▶ _Information supplied_:
##############################
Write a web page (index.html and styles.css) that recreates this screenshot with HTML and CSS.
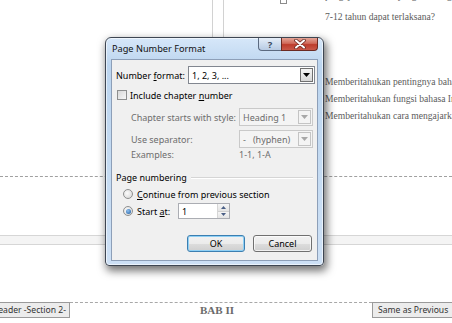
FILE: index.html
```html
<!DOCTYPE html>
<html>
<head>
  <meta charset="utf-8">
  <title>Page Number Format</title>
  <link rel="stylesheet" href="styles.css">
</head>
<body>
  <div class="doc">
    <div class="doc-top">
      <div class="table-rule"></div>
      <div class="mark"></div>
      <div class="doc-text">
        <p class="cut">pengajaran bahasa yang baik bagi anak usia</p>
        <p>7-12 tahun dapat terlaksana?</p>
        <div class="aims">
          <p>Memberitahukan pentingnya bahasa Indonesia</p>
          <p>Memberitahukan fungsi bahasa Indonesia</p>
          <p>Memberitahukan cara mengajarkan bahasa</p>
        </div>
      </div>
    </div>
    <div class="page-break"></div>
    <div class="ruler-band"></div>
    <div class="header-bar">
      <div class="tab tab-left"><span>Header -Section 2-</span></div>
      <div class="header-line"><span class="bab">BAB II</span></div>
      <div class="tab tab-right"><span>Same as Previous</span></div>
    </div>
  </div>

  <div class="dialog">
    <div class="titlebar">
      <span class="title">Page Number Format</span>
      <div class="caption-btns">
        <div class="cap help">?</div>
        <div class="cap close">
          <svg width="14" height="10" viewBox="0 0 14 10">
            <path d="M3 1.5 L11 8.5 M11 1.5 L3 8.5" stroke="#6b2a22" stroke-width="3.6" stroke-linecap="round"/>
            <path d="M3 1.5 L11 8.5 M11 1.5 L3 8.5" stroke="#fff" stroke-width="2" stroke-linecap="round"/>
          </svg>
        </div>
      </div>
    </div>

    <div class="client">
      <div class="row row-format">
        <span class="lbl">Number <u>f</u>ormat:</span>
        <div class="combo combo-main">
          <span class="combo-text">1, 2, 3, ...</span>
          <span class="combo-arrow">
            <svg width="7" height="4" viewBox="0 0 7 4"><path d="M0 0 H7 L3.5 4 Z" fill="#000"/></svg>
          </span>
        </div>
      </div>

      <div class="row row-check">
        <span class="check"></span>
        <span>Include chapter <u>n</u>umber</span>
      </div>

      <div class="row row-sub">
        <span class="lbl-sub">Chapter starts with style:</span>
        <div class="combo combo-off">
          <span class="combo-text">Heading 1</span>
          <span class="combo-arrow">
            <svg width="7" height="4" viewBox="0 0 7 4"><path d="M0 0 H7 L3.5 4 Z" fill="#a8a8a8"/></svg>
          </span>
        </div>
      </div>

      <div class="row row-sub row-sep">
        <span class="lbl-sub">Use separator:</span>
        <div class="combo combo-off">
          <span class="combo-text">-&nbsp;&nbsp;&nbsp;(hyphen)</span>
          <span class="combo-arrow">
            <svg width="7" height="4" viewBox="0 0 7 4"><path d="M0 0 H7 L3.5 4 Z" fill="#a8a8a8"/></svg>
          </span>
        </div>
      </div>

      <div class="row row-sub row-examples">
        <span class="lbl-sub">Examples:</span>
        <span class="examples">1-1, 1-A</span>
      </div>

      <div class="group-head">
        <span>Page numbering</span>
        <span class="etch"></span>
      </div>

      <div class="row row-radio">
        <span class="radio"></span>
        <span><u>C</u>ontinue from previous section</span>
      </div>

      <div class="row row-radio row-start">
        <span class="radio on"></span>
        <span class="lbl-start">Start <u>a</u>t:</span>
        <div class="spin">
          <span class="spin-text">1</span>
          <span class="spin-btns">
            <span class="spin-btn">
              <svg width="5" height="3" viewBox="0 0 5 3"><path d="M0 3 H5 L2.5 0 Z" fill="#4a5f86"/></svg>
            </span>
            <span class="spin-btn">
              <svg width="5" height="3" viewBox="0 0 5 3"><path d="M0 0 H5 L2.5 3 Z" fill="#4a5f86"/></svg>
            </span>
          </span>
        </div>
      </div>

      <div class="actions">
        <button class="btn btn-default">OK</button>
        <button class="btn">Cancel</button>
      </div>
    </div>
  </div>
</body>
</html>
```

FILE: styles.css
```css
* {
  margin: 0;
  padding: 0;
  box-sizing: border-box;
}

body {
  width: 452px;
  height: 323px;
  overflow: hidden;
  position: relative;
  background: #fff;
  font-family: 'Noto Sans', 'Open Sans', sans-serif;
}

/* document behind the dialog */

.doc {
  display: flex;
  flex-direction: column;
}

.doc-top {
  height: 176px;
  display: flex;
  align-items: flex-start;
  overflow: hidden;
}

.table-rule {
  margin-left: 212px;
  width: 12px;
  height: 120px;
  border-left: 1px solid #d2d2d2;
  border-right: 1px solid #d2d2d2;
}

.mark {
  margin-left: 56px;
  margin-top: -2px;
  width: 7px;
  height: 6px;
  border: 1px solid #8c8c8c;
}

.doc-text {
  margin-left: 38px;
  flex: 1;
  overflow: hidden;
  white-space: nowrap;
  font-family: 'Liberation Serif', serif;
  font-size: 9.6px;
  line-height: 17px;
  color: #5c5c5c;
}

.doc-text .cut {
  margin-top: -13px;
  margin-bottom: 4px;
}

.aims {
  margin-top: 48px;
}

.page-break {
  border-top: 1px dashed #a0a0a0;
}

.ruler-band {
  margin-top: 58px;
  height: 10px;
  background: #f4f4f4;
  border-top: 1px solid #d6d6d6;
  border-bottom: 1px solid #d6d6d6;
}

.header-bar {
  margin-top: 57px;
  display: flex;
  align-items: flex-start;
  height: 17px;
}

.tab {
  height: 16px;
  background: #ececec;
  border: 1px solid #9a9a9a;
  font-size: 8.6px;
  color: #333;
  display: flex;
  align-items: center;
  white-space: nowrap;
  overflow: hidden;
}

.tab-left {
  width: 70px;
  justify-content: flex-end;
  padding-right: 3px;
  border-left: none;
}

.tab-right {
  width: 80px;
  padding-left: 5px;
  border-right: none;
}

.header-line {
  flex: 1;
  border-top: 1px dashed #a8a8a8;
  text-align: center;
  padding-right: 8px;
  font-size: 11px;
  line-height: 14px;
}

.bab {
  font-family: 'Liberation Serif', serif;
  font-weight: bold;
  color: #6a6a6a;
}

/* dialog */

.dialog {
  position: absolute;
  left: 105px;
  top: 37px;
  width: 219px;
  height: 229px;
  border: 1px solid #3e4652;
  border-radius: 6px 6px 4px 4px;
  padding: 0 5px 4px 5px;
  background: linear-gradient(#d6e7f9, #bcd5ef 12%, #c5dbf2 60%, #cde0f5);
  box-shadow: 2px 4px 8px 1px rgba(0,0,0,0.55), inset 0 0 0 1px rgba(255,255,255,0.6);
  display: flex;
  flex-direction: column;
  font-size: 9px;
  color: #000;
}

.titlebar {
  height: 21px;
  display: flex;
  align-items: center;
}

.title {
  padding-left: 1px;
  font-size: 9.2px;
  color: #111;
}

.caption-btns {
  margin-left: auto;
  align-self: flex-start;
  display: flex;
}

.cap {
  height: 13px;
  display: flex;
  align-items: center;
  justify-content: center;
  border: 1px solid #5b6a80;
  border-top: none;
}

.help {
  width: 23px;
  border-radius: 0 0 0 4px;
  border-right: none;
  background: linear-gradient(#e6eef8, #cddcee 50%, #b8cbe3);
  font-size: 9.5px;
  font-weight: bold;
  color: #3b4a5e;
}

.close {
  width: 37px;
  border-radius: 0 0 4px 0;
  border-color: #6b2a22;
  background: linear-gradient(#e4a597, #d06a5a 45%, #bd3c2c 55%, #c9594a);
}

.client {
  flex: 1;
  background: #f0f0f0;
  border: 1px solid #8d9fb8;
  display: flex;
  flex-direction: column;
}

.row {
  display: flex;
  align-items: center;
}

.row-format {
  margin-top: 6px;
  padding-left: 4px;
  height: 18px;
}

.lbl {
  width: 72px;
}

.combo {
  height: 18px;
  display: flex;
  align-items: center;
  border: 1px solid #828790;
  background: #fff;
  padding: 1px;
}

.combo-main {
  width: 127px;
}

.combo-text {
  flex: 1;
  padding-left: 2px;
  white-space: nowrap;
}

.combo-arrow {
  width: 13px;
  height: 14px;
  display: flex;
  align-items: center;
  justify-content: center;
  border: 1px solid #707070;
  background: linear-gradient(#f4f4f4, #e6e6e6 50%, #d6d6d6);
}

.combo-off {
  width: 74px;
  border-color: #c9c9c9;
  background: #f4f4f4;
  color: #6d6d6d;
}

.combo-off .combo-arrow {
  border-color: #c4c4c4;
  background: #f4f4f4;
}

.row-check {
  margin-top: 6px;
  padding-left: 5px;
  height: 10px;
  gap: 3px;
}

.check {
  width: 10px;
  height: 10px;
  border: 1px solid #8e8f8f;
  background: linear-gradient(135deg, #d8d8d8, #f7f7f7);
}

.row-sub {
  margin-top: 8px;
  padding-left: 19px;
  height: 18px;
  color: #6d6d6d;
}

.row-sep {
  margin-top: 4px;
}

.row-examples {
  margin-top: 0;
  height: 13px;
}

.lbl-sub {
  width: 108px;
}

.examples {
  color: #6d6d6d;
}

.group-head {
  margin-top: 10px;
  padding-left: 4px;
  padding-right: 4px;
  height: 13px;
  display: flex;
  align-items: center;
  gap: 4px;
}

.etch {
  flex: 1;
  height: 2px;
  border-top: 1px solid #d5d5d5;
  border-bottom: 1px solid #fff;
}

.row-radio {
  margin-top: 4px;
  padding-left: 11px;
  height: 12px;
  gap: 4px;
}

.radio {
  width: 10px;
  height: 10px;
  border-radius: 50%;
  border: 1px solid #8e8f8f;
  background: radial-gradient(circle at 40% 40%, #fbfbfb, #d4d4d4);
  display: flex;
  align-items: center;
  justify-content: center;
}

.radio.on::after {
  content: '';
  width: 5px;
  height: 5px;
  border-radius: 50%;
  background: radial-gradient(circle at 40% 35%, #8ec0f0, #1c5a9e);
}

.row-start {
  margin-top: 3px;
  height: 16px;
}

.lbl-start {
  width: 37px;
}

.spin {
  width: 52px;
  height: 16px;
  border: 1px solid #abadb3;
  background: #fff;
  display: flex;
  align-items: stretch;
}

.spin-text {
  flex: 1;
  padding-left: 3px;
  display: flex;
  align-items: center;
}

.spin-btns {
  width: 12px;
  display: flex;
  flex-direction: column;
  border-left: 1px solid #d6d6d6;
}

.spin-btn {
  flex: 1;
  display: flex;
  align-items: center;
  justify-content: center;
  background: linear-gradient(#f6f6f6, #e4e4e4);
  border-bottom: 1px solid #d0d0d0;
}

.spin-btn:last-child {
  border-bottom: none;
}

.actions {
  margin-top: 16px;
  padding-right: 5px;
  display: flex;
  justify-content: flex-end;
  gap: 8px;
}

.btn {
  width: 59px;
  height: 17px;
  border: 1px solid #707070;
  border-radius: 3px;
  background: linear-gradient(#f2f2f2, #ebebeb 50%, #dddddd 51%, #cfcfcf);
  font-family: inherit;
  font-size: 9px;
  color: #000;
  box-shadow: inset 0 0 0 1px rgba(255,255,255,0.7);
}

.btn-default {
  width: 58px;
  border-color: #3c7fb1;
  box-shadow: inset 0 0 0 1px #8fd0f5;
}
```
##############################
▶ _Your goal_:
Using the material above, copy every line in which the string "styles" occurs.

▶ _Solution for this problem_:
Write a web page (index.html and styles.css) that recreates this screenshot with HTML and CSS.
  <link rel="stylesheet" href="styles.css">
FILE: styles.css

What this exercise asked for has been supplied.